Comportamentos sociais em animais: Corvos e lobos ajustam suas interações com base em reconhecimento de alianças e memórias sociais.
Limites ecológicos no predatismo: Muitos predadores ajustam suas estratégias de caça para evitar a extinção de presas essenciais para sua sobrevivência.
Isso indica que a vida opera segundo um ethos biológico, no qual a manutenção do equilíbrio ecológico depende da comunicação e da reciprocidade entre espécies.
Conclusão
A Biossemiótica e a Ecofilosofia desafiam a visão mecanicista da natureza ao demonstrar que a vida não apenas sobrevive, mas interpreta, comunica e constrói significados. O conceito de Umwelt revela que cada organismo habita um mundo perceptivo único, enquanto a semiose biológica mostra que a comunicação e a interpretação são aspectos fundamentais da existência.
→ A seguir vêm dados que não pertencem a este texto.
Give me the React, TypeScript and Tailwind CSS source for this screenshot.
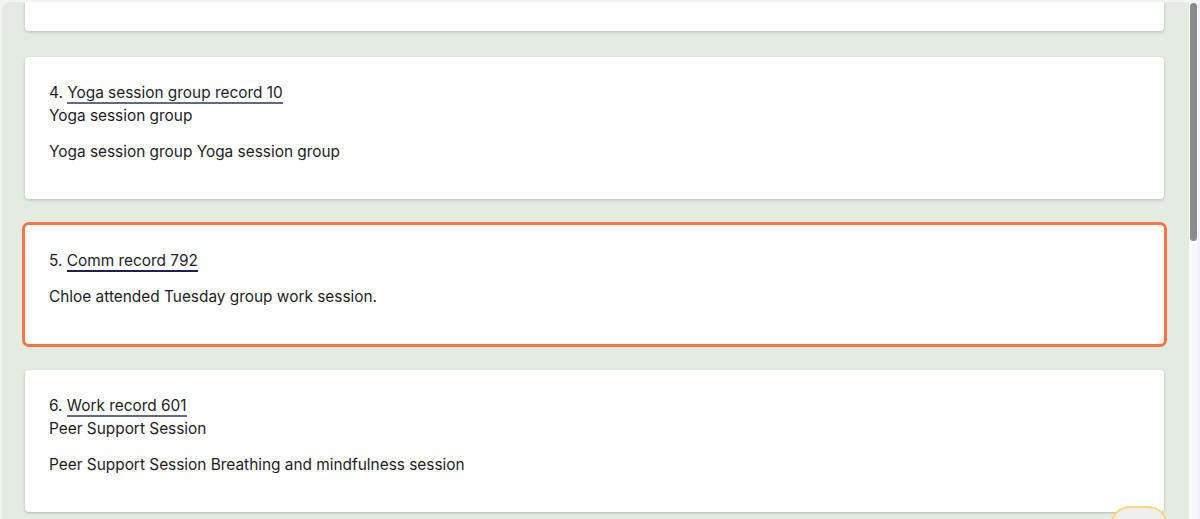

Ao integrar essas perspectivas, a Ecofilosofia propõe um novo paradigma ético, onde a coexistência não é baseada na exploração, mas no reconhecimento da interdependência e do sentido compartilhado entre os seres vivos. A vida, portanto, não é um processo aleatório e mecânico, mas um fenômeno relacional e poético, no qual cada organismo desempenha um papel ativo na criação de um mundo de significados. Este artigo sugere que a transição para uma nova compreensão da vida exige o abandono da visão utilitarista da natureza, substituindo-a por uma ética da coexistência baseada na pluralidade de perspectivas semióticas. Assim, a vida é ressignificada não como um objeto a ser dominado, mas como um campo dinâmico de comunicação, expressão e interdependência.